>> start

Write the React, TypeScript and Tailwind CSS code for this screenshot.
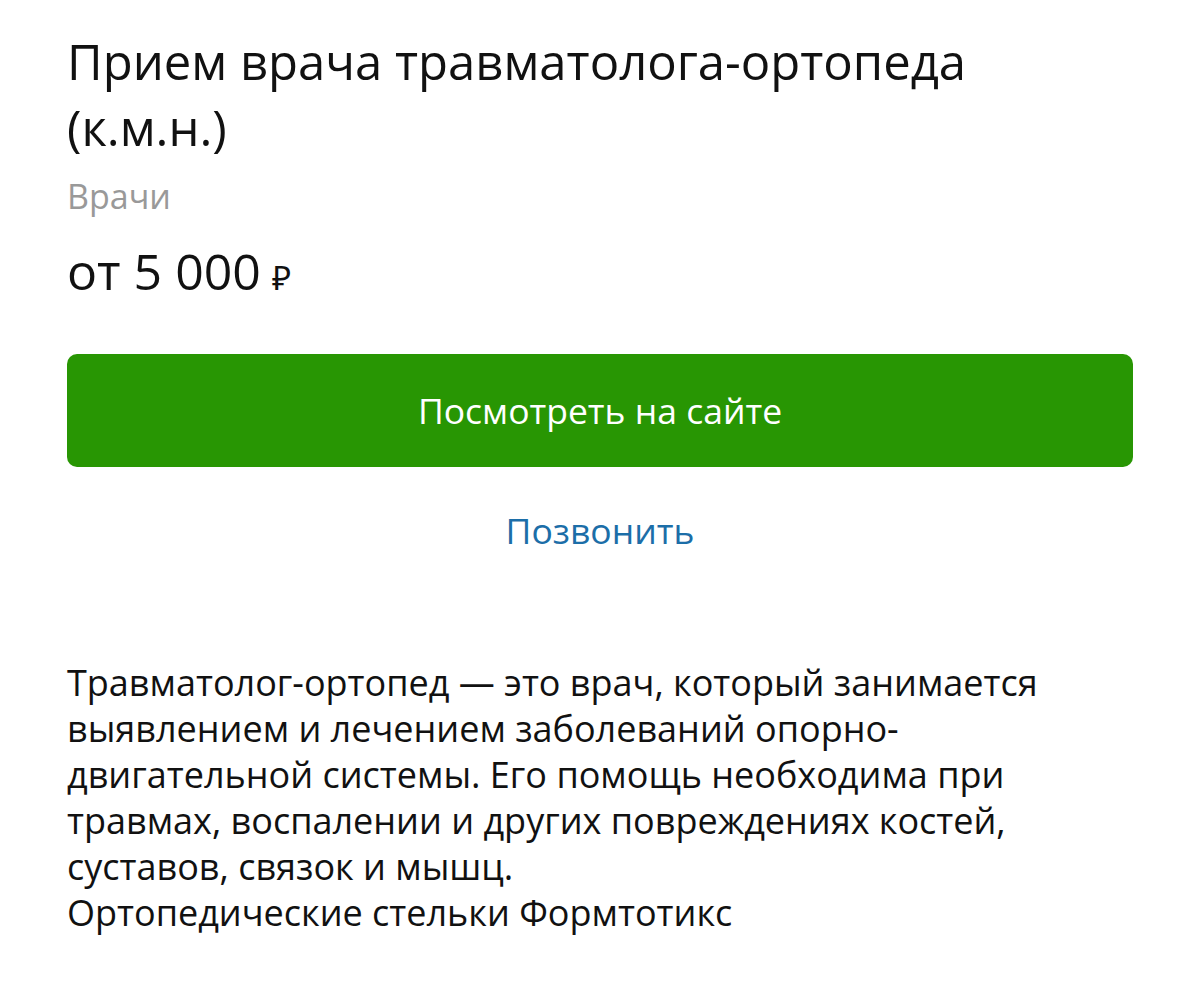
export default function App() {
  return (
    <div
      className="w-[1200px] h-[998px] bg-white text-black overflow-hidden"
      style={{ fontFamily: '"Open Sans", "Noto Sans", sans-serif' }}
    >
      <div className="flex flex-col px-[67px] pt-[28px]">
        <h1 className="text-[49px] leading-[66px] font-normal text-[#111]">
          Прием врача травматолога-ортопеда (к.м.н.)
        </h1>
        <div className="mt-[14px] text-[34px] leading-[44px] text-[#999]">Врачи</div>
        <div className="mt-[23px] text-[50px] leading-[60px] text-[#111] flex items-baseline gap-[11px]">
          <span>от 5 000</span>
          <span className="text-[33px]">₽</span>
        </div>

        <button className="mt-[46px] h-[113px] w-full rounded-[10px] bg-[#289603] text-white text-[35.5px] flex items-center justify-center">
          Посмотреть на сайте
        </button>

        <div className="mt-[37px] text-center text-[35.5px] leading-[52px] text-[#1c6ea8]">Позвонить</div>

        <p className="mt-[104px] text-[36px] leading-[46px] text-[#111]">
          Травматолог-ортопед — это врач, который занимается
          <br />
          выявлением и лечением заболеваний опорно-
          <br />
          двигательной системы. Его помощь необходима при
          <br />
          травмах, воспалении и других повреждениях костей,
          <br />
          суставов, связок и мышц.
          <br />
          Ортопедические стельки Формтотикс
        </p>
      </div>
    </div>
  );
}
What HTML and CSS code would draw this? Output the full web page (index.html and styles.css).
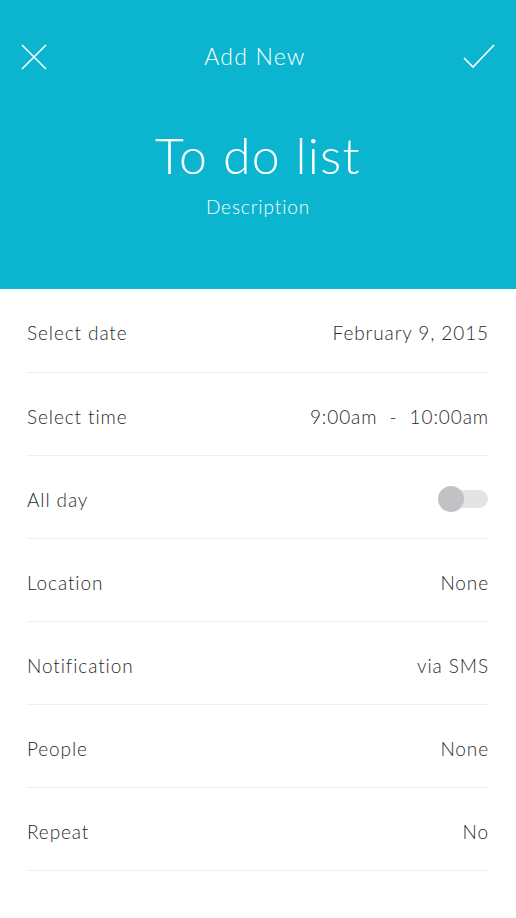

>> end

▸ What to work on: From the top of the listing above, repeat each line exactly until you reach the line containing "text-center text-[35.5px] leading-[52px]", and repeat that one too. Leave the pictures out.

▸ Complete output:
Write the React, TypeScript and Tailwind CSS code for this screenshot.
export default function App() {
  return (
    <div
      className="w-[1200px] h-[998px] bg-white text-black overflow-hidden"
      style={{ fontFamily: '"Open Sans", "Noto Sans", sans-serif' }}
    >
      <div className="flex flex-col px-[67px] pt-[28px]">
        <h1 className="text-[49px] leading-[66px] font-normal text-[#111]">
          Прием врача травматолога-ортопеда (к.м.н.)
        </h1>
        <div className="mt-[14px] text-[34px] leading-[44px] text-[#999]">Врачи</div>
        <div className="mt-[23px] text-[50px] leading-[60px] text-[#111] flex items-baseline gap-[11px]">
          <span>от 5 000</span>
          <span className="text-[33px]">₽</span>
        </div>

        <button className="mt-[46px] h-[113px] w-full rounded-[10px] bg-[#289603] text-white text-[35.5px] flex items-center justify-center">
          Посмотреть на сайте
        </button>

        <div className="mt-[37px] text-center text-[35.5px] leading-[52px] text-[#1c6ea8]">Позвонить</div>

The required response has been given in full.